The Biden administration has saddled the U.S. economy with more than $1 trillion worth of final rules and regulations thus far in 2024, according to analysis conducted by the American Action Forum (AAF).

The Environmental Protection Agency’s (EPA) final emissions regulations for light- and medium-duty vehicles, which some have characterized as an electric vehicle (EV) mandate, pushed the costs of the Biden administration’s regulatory agenda over the $1 trillion threshold for 2024, alone, according to AAF’s analysis. Across all agencies and regulatory actions last week, the federal government published regulations imposing $103 billion worth of total costs and 11.6 million annual paperwork hours.

Between April 22 and April 26, federal agencies proposed 38 additional rules and regulations that would cumulatively cost about $34 billion, according to AAF. Some of the major, expensive regulatory actions the administration advanced last week include the  Department of Labor’s “overtime rule” and a new Medicare rule from the Department of Health and Human Services.

“This past week, the final rule cost total for just 2024 can now be measured in 13 digits,” Dan Goldbeck, AAF’s director of regulatory policy, wrote of the administration’s regulatory agenda on Monday. “While no rule matched the singular impact of the prior week’s EPA rule – because, really, what could? – this was also one of the more prolific weeks in recent memory.”

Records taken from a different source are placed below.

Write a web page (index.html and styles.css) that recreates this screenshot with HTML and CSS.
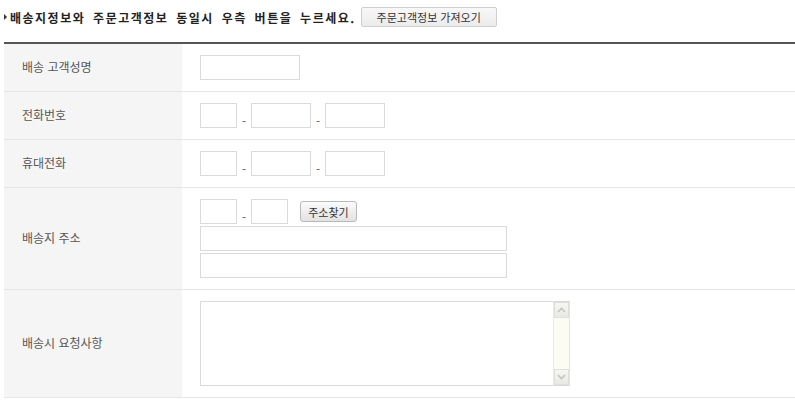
FILE: index.html
```html
<!DOCTYPE html>
<html lang="ko">
<head>
    <meta charset="UTF-8">
    <title>배송지 정보</title>
    <link rel="stylesheet" href="styles.css">
</head>
<body>

<div class="guide">
    <span class="bullet"></span>
    <strong class="guide-text">배송지정보와 주문고객정보 동일시 우측 버튼을 누르세요.</strong>
    <button type="button" class="btn btn-copy">주문고객정보 가져오기</button>
</div>

<table class="order-form">
    <tr>
        <th>배송 고객성명</th>
        <td>
            <div class="field"><input type="text" class="w100"></div>
        </td>
    </tr>
    <tr>
        <th>전화번호</th>
        <td>
            <div class="field">
                <input type="text" class="w37"><span class="dash">-</span><input type="text" class="w60"><span class="dash">-</span><input type="text" class="w60">
            </div>
        </td>
    </tr>
    <tr>
        <th>휴대전화</th>
        <td>
            <div class="field">
                <input type="text" class="w37"><span class="dash">-</span><input type="text" class="w60"><span class="dash">-</span><input type="text" class="w60">
            </div>
        </td>
    </tr>
    <tr>
        <th>배송지 주소</th>
        <td>
            <div class="addr">
                <div class="field">
                    <input type="text" class="w37"><span class="dash">-</span><input type="text" class="w37">
                    <button type="button" class="btn btn-zip">주소찾기</button>
                </div>
                <input type="text" class="w307">
                <input type="text" class="w307">
            </div>
        </td>
    </tr>
    <tr>
        <th>배송시 요청사항</th>
        <td>
            <div class="memo">
                <textarea></textarea>
                <div class="scrollbar">
                    <span class="sb-btn">
                        <svg width="9" height="6" viewBox="0 0 9 6"><polyline points="1,5 4.5,1.5 8,5" fill="none" stroke="#c4c4c0" stroke-width="1.6"/></svg>
                    </span>
                    <span class="sb-btn">
                        <svg width="9" height="6" viewBox="0 0 9 6"><polyline points="1,1 4.5,4.5 8,1" fill="none" stroke="#c4c4c0" stroke-width="1.6"/></svg>
                    </span>
                </div>
            </div>
        </td>
    </tr>
</table>

</body>
</html>
```

FILE: styles.css
```css
body {
    margin: 0;
    font-family: "Noto Sans CJK KR", "Noto Sans", sans-serif;
    font-size: 12px;
    color: #555;
    background-color: #ffffff;
}

/* 안내 문구 */
.guide {
    display: flex;
    align-items: center;
    padding: 7px 0 15px 4px;
}

.bullet {
    width: 0;
    height: 0;
    border-left: 3px solid #333;
    border-top: 3px solid transparent;
    border-bottom: 3px solid transparent;
    margin-right: 3px;
}

.guide-text {
    color: #222;
    font-size: 12px;
    letter-spacing: 1.5px;
    word-spacing: 3px;
}

.btn {
    font-family: inherit;
    font-size: 11px;
    color: #333;
    padding: 0;
    cursor: pointer;
    box-sizing: border-box;
}

.btn-copy {
    width: 136px;
    height: 20px;
    margin-left: 5px;
    background: linear-gradient(#f8f8f8, #ebebeb);
    border: 1px solid #cfcfcf;
    border-radius: 2px;
}

.btn-zip {
    width: 57px;
    height: 21px;
    margin-left: 12px;
    background: linear-gradient(#fbfbfb, #e2e2e2);
    border: 1px solid #b9b9b9;
    border-radius: 3px;
}

/* 입력 테이블 */
.order-form {
    margin-left: 4px;
    width: 791px;
    table-layout: fixed;
    border-collapse: separate;
    border-spacing: 0;
    border-top: 2px solid #555;
}

.order-form th {
    width: 160px;
    padding: 0 0 2px 18px;
    background-color: #f5f5f5;
    font-weight: normal;
    text-align: left;
    color: #555;
    border-bottom: 1px solid #e6e6e6;
}

.order-form td {
    padding: 11px 0 11px 18px;
    border-bottom: 1px solid #e6e6e6;
}

.field {
    display: flex;
    align-items: center;
    height: 25px;
}

.addr {
    display: flex;
    flex-direction: column;
    gap: 2px;
}

input {
    box-sizing: border-box;
    height: 25px;
    border: 1px solid #dadada;
    margin: 0;
    padding: 0 4px;
    font-family: inherit;
    font-size: 12px;
}

.w37 { width: 37px; }
.w60 { width: 60px; }
.w100 { width: 100px; }
.w307 { width: 307px; }

.dash {
    width: 14px;
    height: 25px;
    text-align: center;
    color: #666;
    line-height: 1;
    padding-top: 12px;
    box-sizing: border-box;
}

/* 요청사항 */
.memo {
    display: flex;
    width: 370px;
    height: 85px;
    box-sizing: border-box;
    border: 1px solid #dadada;
    border-right: 0;
}

.memo textarea {
    flex: 1;
    border: 0;
    resize: none;
    outline: none;
    margin: 0;
    padding: 2px;
}

.scrollbar {
    width: 17px;
    display: flex;
    flex-direction: column;
    justify-content: space-between;
    background-color: #fcfcf4;
    border-left: 1px solid #ecece6;
    border-right: 1px solid #e4e4de;
    box-sizing: border-box;
}

.sb-btn {
    height: 16px;
    display: flex;
    align-items: center;
    justify-content: center;
    background: linear-gradient(#f6f6f2, #e9e9e4);
    border: 1px solid #dfdfda;
    box-sizing: border-box;
}
```
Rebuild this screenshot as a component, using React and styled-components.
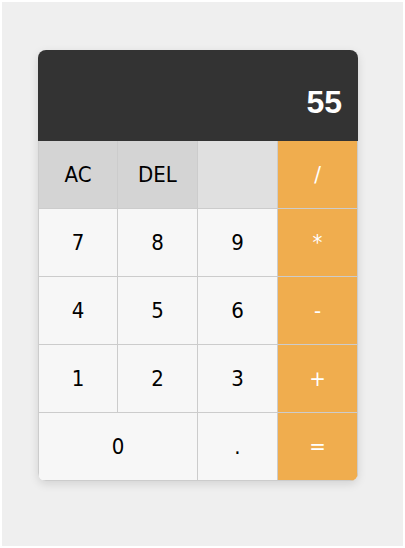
import React from "react";
import styled, { createGlobalStyle } from "styled-components";

const Global = createGlobalStyle`
  html, body { margin: 0; padding: 0; background: #ffffff; }
  #root { padding: 2px; }
`;

const Page = styled.div`
  background: #efefef;
  height: 544px;
  width: 401px;
  box-sizing: border-box;
  padding: 48px 36px;
`;

const Calculator = styled.div`
  width: 320px;
  border-radius: 8px;
  overflow: hidden;
  box-shadow: 0 3px 10px rgba(0, 0, 0, 0.12);
`;

const Display = styled.div`
  height: 91px;
  box-sizing: border-box;
  background: #333333;
  color: #ffffff;
  display: flex;
  align-items: flex-end;
  justify-content: flex-end;
  padding: 0 16px 20px;
  font-family: "Liberation Sans", Arial, sans-serif;
  font-weight: bold;
  font-size: 32px;
  line-height: 1.15;
`;

const Keys = styled.div`
  display: grid;
  grid-template-columns: repeat(4, 80px);
  grid-auto-rows: 68px;
`;

const bg = { fn: "#d4d4d4", blank: "#e0e0e0", num: "#f7f7f7", op: "#f0ad4e" };

const Key = styled.button`
  grid-column: span ${(p) => p.$span || 1};
  box-sizing: border-box;
  margin: 0;
  padding: 0;
  border: none;
  border-left: ${(p) => (p.$first ? "1px solid #cccccc" : "none")};
  border-right: 1px solid #cccccc;
  border-bottom: 1px solid #cccccc;
  background: ${(p) => bg[p.$kind || "num"]};
  color: ${(p) => (p.$kind === "op" ? "#ffffff" : "#000000")};
  font-family: "DejaVu Sans Condensed", Tahoma, "Noto Sans", sans-serif;
  font-size: 22px;
  display: flex;
  align-items: center;
  justify-content: center;
  cursor: pointer;
`;

const keys = [
  ["AC", "fn", 1, true], ["DEL", "fn"], ["", "blank"], ["/", "op"],
  ["7", "num", 1, true], ["8"], ["9"], ["*", "op"],
  ["4", "num", 1, true], ["5"], ["6"], ["-", "op"],
  ["1", "num", 1, true], ["2"], ["3"], ["+", "op"],
  ["0", "num", 2, true], ["."], ["=", "op"],
];

export default function App() {
  return (
    <>
      <Global />
      <Page>
        <Calculator>
          <Display>55</Display>
          <Keys>
            {keys.map(([label, kind, span, first], i) => (
              <Key key={i} $kind={kind} $span={span} $first={first}>{label}</Key>
            ))}
          </Keys>
        </Calculator>
      </Page>
    </>
  );
}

As of July 2023, the Biden administration’s regulatory agenda had proven to be considerably more expensive than those pursued by the administrations of former Presidents Donald Trump and Barack Obama through the first thirty months of each presidency.

Polling suggests that voters are strongly concerned about the health of the economy ahead of the 2024 elections. Some economists believe that the U.S. economy could soon have to confront “stagflation,” the combination of weak economic growth and high inflation, if “stagflation” has not yet already arrived.

“As we have already seen from executive orders and memos, the Biden administration will surely provide plenty of contrasts with the Trump administration on the regulatory front,” Goldbeck wrote on Monday. “And while there is a general expectation that the current administration will seek to broadly restore Obama-esque regulatory actions, there will also be areas where it charts its own course.”

The White House did not respond immediately to a request for comment.